Only a tweet from the iconic, queen Zendaya can perfectly explain my thoughts on this matter:
Why are many media sources refusing to attack and condemn the Las Vegas gunman that killed 58 and wounded up to 600 more? More importantly, why is there such a divide between how the media describes white criminals and innocent black men? Actual murderers, like Paddock and Dylann Roof, are characterized as lone wolves and normal men. However, as soon as a person of color’s life is taken by a police officer, news sources scramble to find their most menacing image and recent criminal history. The racial hypocrisy portrayed by the media has to stop. A person of any race can be a terrorist, a murderer, an enraged psychopath--they don’t just have to be from a country placed under the Muslim ban to be declared as a threat to our country.
A CNN article, written by Emanuella Grinberg, chooses to focus on Paddock’s own brother lamenting about the shooter being “just a guy” and how he noticed nothing out of the ordinary in his own sibling. In fact, the article goes even further to paint Stephen Paddock as a kind momma’s boy, who just recently sent “boxes of cookies to his mother.”
Now is not the time to show what a good man Paddock may have been. Now is not the time to pretend that “he never gave any indication” that he was unstable, while purchasing deadly weapon after deadly weapon. And it is definitely never the right time to victimize the criminal that intentionally crafted the deadliest mass shooting in recent American history.

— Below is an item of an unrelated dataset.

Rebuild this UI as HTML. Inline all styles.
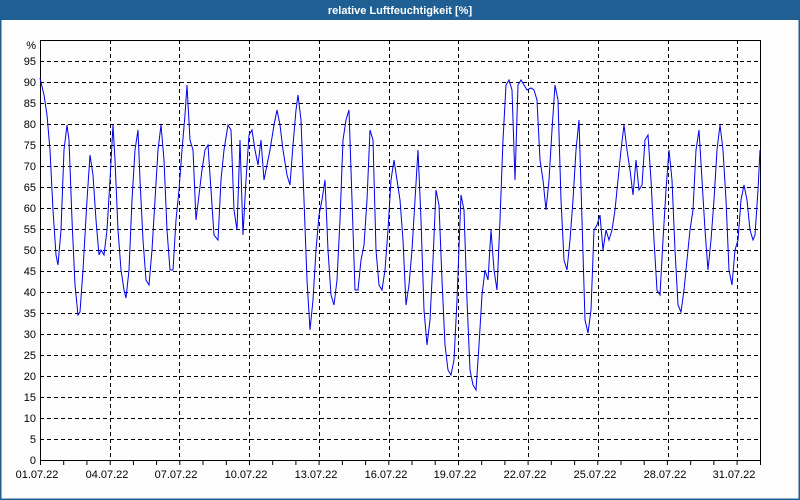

Let’s go back. Way back to August 2014. The month Michael Brown was murdered by Darren Wilson. In an article for TheHill, the first sentence states: “First, Michael Brown robbed a store.” Where are the peaceful anecdotes of Brown and his family, his hobbies, the gifts he might have sent his mother? Why must we immediately dive into the felonies of a killed black man? While Paddock is memorialized in the news by his closest family members, the only remembrances of Brown is Darren Wilson’s pathetic justification of killing him. In a Washington Post article, Wilson commemorates Brown by referring to him as “the big one,” “Hulk Hogan,” and comparing his face to a that of a demon. Do you see the hypocrisy here yet or must I continue?
The sad case of Eric Garner, unfortunately, is all too similar to Michael Brown’s. On June 13, 2015, The New York Times immediately explained how police were so familiar with Garner, who was apparently arrested twice the year he was killed. The “cat-and-mouse game” between Garner and the cops ends with Garner’s “refusal to be detained.” Why does the last memory of Garner have to be remembered as him fighting against the cops, while Paddock can be remembered as a meek gambler? Garner’s last moments consist of him flailing on the ground, pinned by multiple cops. Paddock’s last remembrances revolve around his innocent love of poker and dive bars.
The media plays a huge role in how anyone killed is remembered for eternity. They are, however, doing no one any favors by sugarcoating white people’s lives compared to those of others. Paddock, Brown and Garner probably all lived very fulfilling and happy lives, but by choosing to portray only one of those men in a positive light, the media downplays the cruel act of terrorism displayed by Paddock and even pacifies it.
We, as a country, need to do better in actually reprimanding white criminals and accurately honoring black victims.